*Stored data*
- - -

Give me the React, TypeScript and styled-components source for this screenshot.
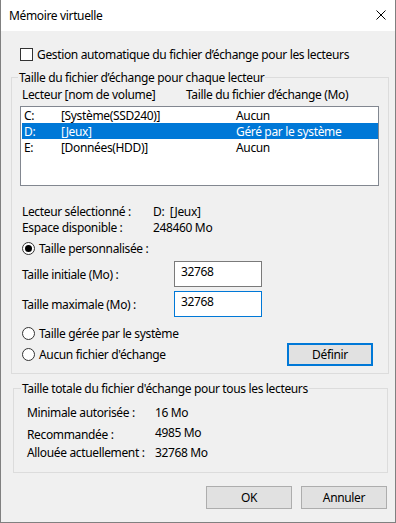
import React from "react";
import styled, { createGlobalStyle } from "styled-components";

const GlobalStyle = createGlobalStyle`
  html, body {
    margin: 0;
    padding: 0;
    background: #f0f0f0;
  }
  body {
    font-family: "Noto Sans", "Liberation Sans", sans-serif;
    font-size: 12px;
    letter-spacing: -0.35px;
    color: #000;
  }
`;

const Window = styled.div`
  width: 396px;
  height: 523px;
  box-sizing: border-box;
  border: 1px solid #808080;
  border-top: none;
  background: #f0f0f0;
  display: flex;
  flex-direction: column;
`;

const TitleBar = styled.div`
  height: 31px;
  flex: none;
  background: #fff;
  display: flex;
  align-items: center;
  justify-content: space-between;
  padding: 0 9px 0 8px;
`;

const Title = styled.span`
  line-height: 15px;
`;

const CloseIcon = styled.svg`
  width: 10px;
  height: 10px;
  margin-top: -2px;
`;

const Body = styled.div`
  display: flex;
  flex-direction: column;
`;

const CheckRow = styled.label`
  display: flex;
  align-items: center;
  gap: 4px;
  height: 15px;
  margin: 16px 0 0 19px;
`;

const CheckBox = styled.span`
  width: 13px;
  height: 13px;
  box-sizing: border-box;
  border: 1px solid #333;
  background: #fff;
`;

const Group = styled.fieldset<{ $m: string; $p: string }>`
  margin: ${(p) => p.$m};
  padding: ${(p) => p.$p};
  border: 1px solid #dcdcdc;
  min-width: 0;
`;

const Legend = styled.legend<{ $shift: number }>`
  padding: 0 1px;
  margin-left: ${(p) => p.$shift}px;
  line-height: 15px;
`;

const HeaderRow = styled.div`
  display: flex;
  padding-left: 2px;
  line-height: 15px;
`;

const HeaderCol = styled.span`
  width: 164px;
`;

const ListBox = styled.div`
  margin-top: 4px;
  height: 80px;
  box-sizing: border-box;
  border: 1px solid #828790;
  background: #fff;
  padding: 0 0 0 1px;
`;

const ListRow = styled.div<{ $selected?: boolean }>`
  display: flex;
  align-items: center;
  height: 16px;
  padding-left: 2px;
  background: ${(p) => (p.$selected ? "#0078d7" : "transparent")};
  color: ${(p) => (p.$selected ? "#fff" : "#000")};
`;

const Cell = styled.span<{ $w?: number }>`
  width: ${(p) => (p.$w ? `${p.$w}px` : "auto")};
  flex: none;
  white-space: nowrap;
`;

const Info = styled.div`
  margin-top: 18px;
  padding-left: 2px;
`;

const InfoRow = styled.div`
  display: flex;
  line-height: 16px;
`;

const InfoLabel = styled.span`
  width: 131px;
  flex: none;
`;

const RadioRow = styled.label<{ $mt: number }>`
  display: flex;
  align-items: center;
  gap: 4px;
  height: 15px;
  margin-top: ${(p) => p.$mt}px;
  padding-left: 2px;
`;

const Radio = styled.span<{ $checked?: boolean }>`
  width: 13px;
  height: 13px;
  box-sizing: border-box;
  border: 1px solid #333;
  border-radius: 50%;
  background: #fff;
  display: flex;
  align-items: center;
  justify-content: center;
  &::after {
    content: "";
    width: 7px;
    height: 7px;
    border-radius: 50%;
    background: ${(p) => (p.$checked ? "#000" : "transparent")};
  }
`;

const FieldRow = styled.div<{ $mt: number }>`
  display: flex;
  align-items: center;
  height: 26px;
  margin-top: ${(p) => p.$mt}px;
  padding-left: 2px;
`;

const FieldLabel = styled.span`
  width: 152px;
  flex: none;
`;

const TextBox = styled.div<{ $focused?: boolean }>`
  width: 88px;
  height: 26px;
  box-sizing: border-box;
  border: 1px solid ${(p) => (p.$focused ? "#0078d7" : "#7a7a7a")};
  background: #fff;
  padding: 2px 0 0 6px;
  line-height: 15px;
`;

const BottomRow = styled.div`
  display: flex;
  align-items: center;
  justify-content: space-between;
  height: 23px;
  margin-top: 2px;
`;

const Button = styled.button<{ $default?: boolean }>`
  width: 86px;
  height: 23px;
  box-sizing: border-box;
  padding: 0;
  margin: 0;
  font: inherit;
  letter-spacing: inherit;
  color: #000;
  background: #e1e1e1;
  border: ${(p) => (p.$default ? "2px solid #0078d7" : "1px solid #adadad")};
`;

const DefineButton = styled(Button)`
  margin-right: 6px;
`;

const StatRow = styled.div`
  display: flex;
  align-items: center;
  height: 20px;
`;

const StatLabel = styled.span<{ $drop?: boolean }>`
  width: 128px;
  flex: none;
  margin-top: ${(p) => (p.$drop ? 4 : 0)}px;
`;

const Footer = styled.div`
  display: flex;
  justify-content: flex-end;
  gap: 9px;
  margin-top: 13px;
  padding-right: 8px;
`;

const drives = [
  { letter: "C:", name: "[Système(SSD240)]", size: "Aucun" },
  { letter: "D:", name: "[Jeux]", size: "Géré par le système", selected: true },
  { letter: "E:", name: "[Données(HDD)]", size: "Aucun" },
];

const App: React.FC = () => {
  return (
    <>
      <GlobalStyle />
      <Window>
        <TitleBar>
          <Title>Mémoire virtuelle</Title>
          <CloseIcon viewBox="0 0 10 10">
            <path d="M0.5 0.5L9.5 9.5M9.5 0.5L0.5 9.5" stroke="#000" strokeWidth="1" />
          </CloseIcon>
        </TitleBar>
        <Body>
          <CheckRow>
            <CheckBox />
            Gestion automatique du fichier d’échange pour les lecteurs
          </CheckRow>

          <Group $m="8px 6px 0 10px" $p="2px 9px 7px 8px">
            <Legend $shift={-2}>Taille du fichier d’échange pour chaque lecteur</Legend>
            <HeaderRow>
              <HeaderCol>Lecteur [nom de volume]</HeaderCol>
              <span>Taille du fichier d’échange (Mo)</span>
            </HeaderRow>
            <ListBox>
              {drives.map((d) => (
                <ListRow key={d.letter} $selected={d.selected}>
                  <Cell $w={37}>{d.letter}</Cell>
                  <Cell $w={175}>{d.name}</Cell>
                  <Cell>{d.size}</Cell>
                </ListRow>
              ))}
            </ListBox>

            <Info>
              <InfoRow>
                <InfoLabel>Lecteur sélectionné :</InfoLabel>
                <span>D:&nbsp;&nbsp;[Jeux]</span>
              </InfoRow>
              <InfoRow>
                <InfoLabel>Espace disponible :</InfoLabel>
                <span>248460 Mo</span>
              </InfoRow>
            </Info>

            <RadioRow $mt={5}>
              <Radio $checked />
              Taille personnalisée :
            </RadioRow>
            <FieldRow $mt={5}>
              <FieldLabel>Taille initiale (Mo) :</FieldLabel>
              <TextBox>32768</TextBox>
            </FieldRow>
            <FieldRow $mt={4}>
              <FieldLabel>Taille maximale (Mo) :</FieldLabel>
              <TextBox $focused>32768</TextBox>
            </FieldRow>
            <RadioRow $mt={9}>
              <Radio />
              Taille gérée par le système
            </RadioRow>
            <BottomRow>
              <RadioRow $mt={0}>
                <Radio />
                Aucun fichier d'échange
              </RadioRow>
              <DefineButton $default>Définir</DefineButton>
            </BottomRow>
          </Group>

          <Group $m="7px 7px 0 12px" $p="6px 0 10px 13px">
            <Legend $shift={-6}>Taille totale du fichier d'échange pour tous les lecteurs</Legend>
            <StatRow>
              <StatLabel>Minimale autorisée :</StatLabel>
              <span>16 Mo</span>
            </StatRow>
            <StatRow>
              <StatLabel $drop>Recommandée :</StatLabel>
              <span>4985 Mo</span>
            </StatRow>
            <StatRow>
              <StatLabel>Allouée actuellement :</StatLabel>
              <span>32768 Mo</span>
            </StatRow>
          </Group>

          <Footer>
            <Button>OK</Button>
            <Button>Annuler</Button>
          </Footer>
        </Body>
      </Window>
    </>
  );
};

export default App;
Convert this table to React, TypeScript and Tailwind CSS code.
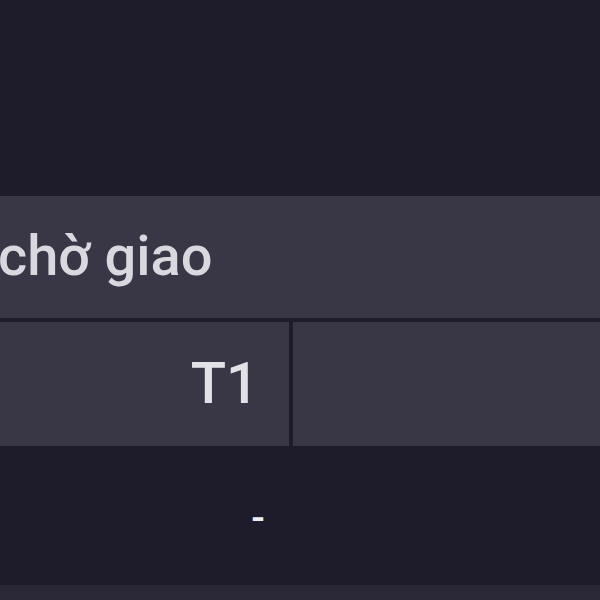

- - -

*EXERCISE*
List each line of the records that holds the string "this".

*ANSWER TO THE EXERCISE*
Give me the React, TypeScript and styled-components source for this screenshot.
Convert this table to React, TypeScript and Tailwind CSS code.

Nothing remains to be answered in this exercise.